>> START

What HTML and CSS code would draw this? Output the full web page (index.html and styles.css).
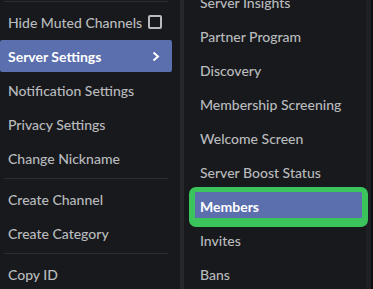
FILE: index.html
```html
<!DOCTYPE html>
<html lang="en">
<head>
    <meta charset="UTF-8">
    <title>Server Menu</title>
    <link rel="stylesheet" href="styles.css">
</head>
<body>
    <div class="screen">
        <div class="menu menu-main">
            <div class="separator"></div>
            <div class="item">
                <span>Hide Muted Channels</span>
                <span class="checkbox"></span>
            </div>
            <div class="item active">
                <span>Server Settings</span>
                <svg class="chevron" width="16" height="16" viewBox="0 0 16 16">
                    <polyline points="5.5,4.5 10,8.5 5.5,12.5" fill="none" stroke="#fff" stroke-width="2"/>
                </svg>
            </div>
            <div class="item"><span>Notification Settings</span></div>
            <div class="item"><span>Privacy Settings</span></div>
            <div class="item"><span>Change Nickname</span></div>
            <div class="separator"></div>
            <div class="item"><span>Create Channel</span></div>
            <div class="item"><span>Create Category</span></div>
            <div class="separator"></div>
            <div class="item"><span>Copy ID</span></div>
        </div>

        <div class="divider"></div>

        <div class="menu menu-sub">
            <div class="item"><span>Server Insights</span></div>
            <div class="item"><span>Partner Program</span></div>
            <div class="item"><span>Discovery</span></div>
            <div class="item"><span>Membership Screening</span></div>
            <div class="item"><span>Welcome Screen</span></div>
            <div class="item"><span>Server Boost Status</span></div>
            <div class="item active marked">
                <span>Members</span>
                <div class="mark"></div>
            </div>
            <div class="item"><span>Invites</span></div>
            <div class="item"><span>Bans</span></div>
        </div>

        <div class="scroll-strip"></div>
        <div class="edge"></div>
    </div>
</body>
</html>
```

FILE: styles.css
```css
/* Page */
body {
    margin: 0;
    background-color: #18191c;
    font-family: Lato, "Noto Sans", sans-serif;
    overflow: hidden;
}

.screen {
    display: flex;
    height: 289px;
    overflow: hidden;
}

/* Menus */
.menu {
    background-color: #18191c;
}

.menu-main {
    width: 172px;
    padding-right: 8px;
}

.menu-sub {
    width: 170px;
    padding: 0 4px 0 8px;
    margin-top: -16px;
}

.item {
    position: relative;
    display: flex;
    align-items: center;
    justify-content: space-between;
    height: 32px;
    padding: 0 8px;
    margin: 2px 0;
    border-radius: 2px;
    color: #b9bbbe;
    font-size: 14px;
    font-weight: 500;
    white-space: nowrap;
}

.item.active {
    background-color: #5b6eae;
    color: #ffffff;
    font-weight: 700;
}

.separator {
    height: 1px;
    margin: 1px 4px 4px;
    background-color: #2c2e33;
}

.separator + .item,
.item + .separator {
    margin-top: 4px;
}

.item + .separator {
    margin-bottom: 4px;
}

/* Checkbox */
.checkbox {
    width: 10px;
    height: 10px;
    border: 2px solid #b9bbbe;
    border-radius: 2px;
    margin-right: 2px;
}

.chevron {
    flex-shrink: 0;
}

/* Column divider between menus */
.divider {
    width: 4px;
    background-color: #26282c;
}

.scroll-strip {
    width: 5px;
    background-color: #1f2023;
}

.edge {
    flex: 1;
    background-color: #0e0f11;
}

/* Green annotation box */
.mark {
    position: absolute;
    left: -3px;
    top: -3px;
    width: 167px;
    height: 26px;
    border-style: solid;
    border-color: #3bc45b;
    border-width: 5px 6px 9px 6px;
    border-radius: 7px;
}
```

>> END

■ WHAT YOU WILL DO:
Reproduce every line exactly and omit all pictures.

■ EXERCISE SOLUTION:
What HTML and CSS code would draw this? Output the full web page (index.html and styles.css).
FILE: index.html
```html
<!DOCTYPE html>
<html lang="en">
<head>
    <meta charset="UTF-8">
    <title>Server Menu</title>
    <link rel="stylesheet" href="styles.css">
</head>
<body>
    <div class="screen">
        <div class="menu menu-main">
            <div class="separator"></div>
            <div class="item">
                <span>Hide Muted Channels</span>
                <span class="checkbox"></span>
            </div>
            <div class="item active">
                <span>Server Settings</span>
                <svg class="chevron" width="16" height="16" viewBox="0 0 16 16">
                    <polyline points="5.5,4.5 10,8.5 5.5,12.5" fill="none" stroke="#fff" stroke-width="2"/>
                </svg>
            </div>
            <div class="item"><span>Notification Settings</span></div>
            <div class="item"><span>Privacy Settings</span></div>
            <div class="item"><span>Change Nickname</span></div>
            <div class="separator"></div>
            <div class="item"><span>Create Channel</span></div>
            <div class="item"><span>Create Category</span></div>
            <div class="separator"></div>
            <div class="item"><span>Copy ID</span></div>
        </div>

        <div class="divider"></div>

        <div class="menu menu-sub">
            <div class="item"><span>Server Insights</span></div>
            <div class="item"><span>Partner Program</span></div>
            <div class="item"><span>Discovery</span></div>
            <div class="item"><span>Membership Screening</span></div>
            <div class="item"><span>Welcome Screen</span></div>
            <div class="item"><span>Server Boost Status</span></div>
            <div class="item active marked">
                <span>Members</span>
                <div class="mark"></div>
            </div>
            <div class="item"><span>Invites</span></div>
            <div class="item"><span>Bans</span></div>
        </div>

        <div class="scroll-strip"></div>
        <div class="edge"></div>
    </div>
</body>
</html>
```

FILE: styles.css
```css
/* Page */
body {
    margin: 0;
    background-color: #18191c;
    font-family: Lato, "Noto Sans", sans-serif;
    overflow: hidden;
}

.screen {
    display: flex;
    height: 289px;
    overflow: hidden;
}

/* Menus */
.menu {
    background-color: #18191c;
}

.menu-main {
    width: 172px;
    padding-right: 8px;
}

.menu-sub {
    width: 170px;
    padding: 0 4px 0 8px;
    margin-top: -16px;
}

.item {
    position: relative;
    display: flex;
    align-items: center;
    justify-content: space-between;
    height: 32px;
    padding: 0 8px;
    margin: 2px 0;
    border-radius: 2px;
    color: #b9bbbe;
    font-size: 14px;
    font-weight: 500;
    white-space: nowrap;
}

.item.active {
    background-color: #5b6eae;
    color: #ffffff;
    font-weight: 700;
}

.separator {
    height: 1px;
    margin: 1px 4px 4px;
    background-color: #2c2e33;
}

.separator + .item,
.item + .separator {
    margin-top: 4px;
}

.item + .separator {
    margin-bottom: 4px;
}

/* Checkbox */
.checkbox {
    width: 10px;
    height: 10px;
    border: 2px solid #b9bbbe;
    border-radius: 2px;
    margin-right: 2px;
}

.chevron {
    flex-shrink: 0;
}

/* Column divider between menus */
.divider {
    width: 4px;
    background-color: #26282c;
}

.scroll-strip {
    width: 5px;
    background-color: #1f2023;
}

.edge {
    flex: 1;
    background-color: #0e0f11;
}

/* Green annotation box */
.mark {
    position: absolute;
    left: -3px;
    top: -3px;
    width: 167px;
    height: 26px;
    border-style: solid;
    border-color: #3bc45b;
    border-width: 5px 6px 9px 6px;
    border-radius: 7px;
}
```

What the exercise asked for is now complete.